The many customer satisfaction programs for which we've provided research services over the last decade each have their own unique attributes.  Some of our clients conduct their surveys annually, while others do them twice a year or every month.  Service companies typically require relationship surveys, while resellers and product companies conduct surveys that are transactional in nature.  Some use 10-point scales, and others use 5-point scales.  But, the most successful customer satisfaction programs most definitely have some things in common.  Here are a few of the practices we've identified among the very best:

  • Executive management commitment and attention.  An engaged management team – one that eagerly and willingly provides hands-on involvement – makes all the difference.  This means they ensure their area is fully represented in the survey development and process, they personally review the customer satisfaction survey results, and they lead the charge on the process improvement efforts.

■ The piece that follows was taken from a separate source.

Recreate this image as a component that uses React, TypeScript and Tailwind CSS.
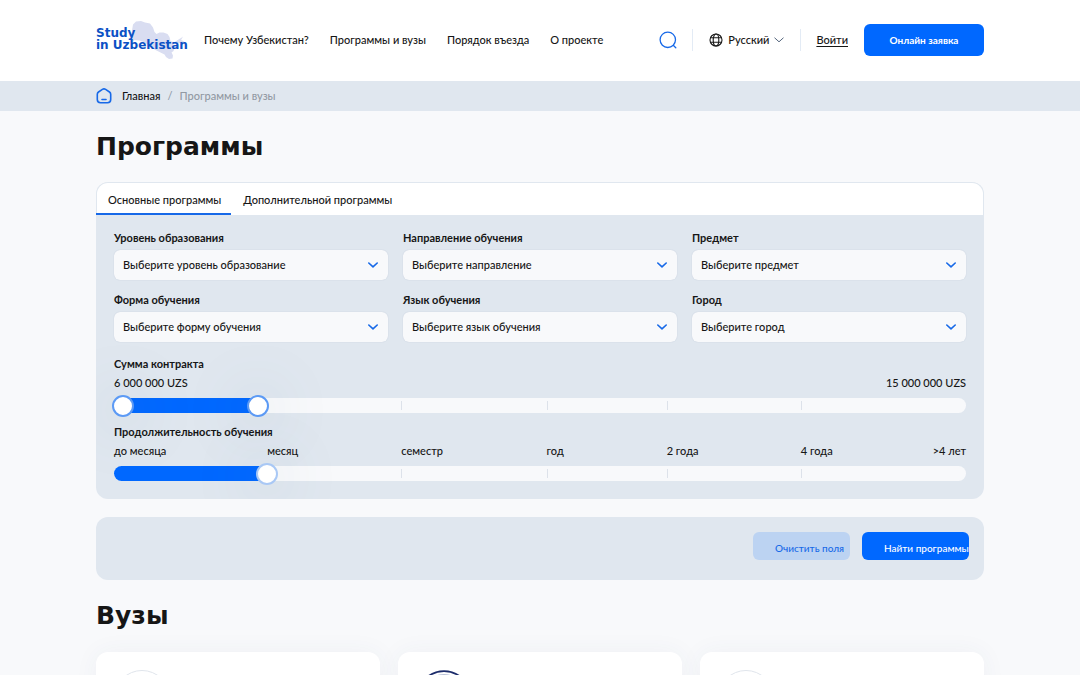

  • Measurable satisfaction goals and performance tracking.  Each program that is established to improve customer satisfaction must have associated quantifiable metrics that can be tracked.  For example, one client had repeatedly seen poor scores for their sales representatives' product knowledge.  The company set a goal to significantly improve this rating within one year.  They then introduced a new software application designed to immediately deliver requested product information to their sales department on demand.  With product information right at their finger tips, the sales department was able to share it with customers in a more timely and effective manner.  Within the year, the company met its satisfaction improvement goal and has successfully maintained the score over the long term.

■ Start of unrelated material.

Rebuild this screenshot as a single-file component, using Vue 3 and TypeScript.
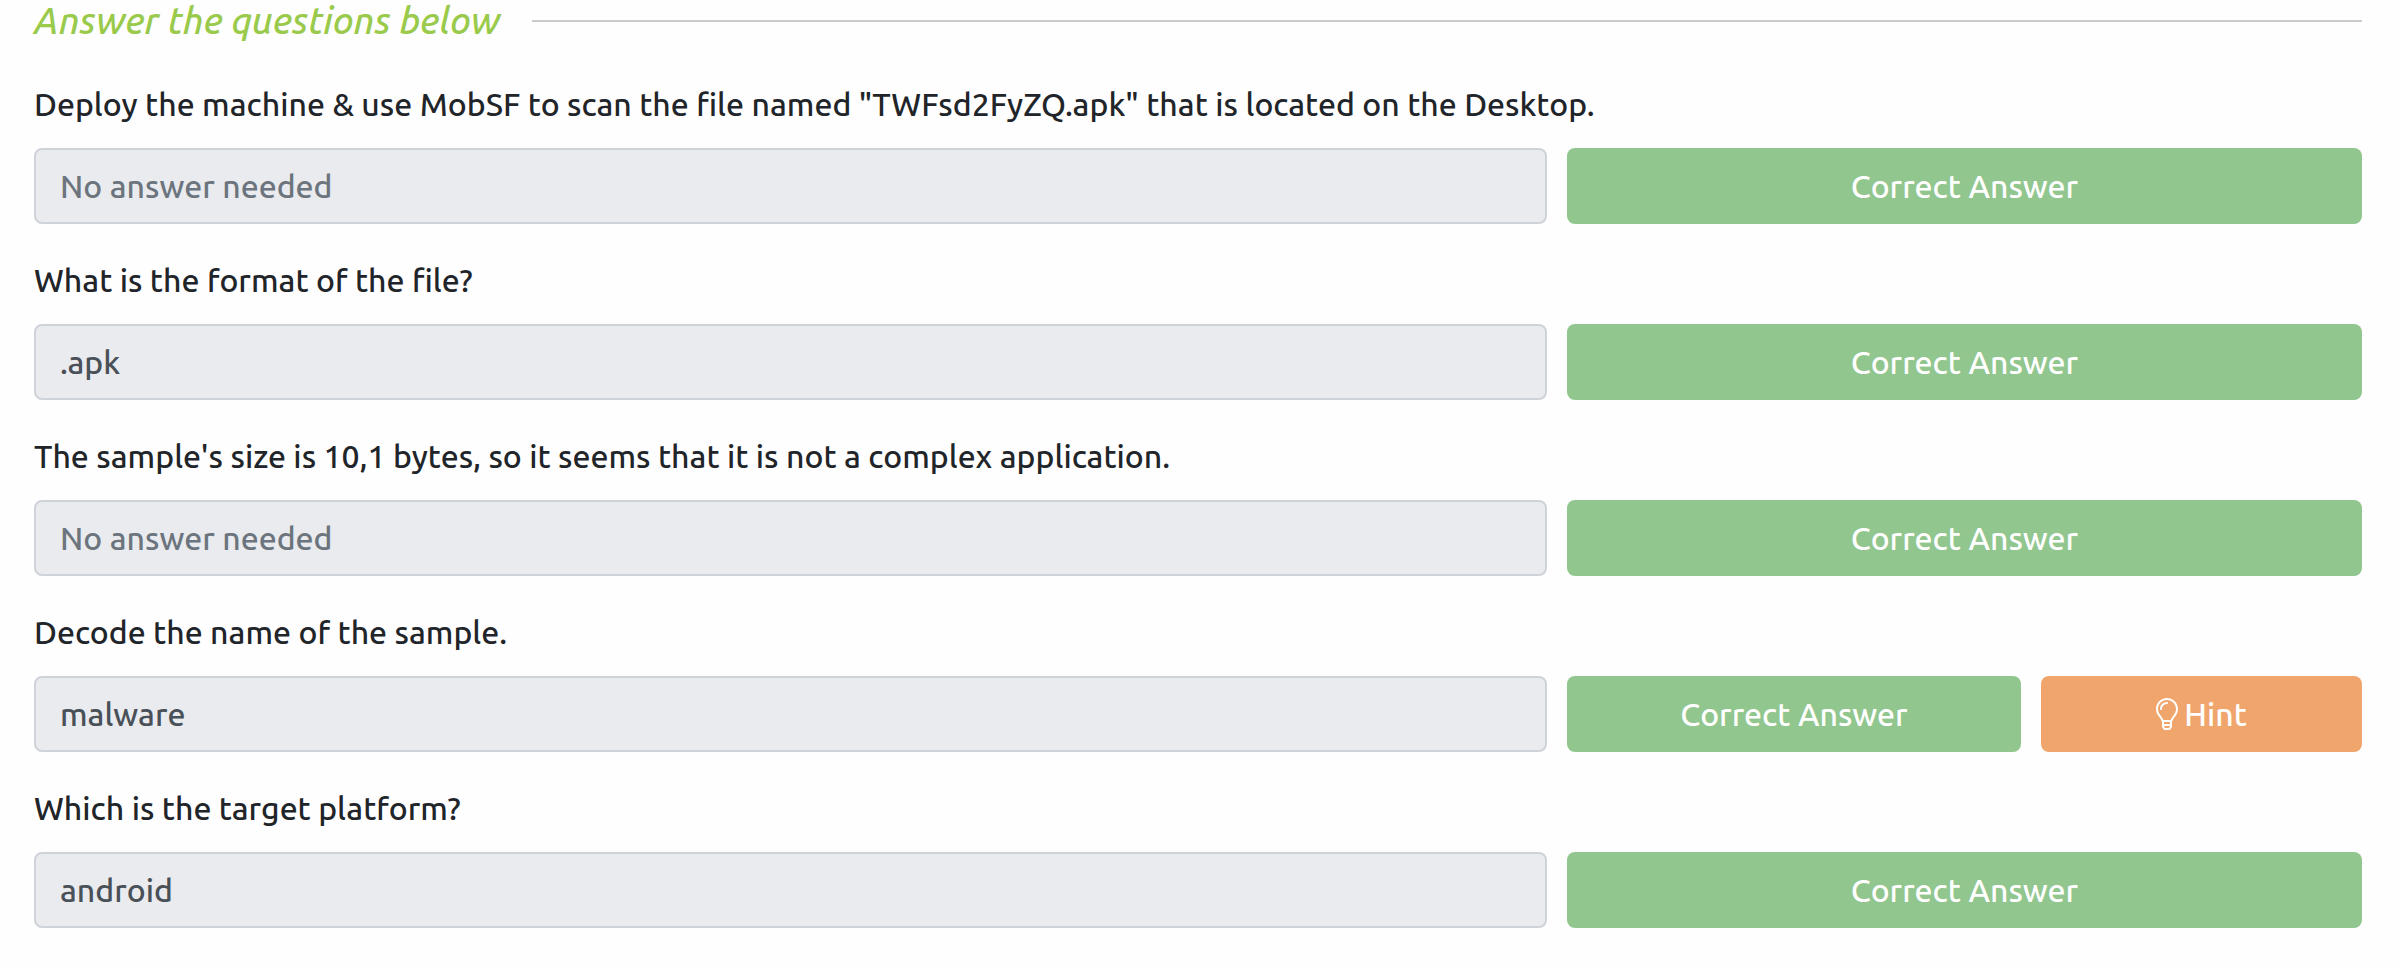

  • Simple, streamlined process improvement tactics.  Sometimes over-eager employees charged with leading the satisfaction improvement efforts unintentionally create tracking mechanisms or processes that are too cumbersome, bureaucratic, or paperwork-intensive.  As a result, the organization doesn't embrace or adopt the new procedures or metrics, which leaves improvement initiatives doomed for failure.  It's best to keep the new processes and procedures as simple as possible – and to have them reviewed and refined by an experienced operations person with an enterprise perspective before they're put into practice.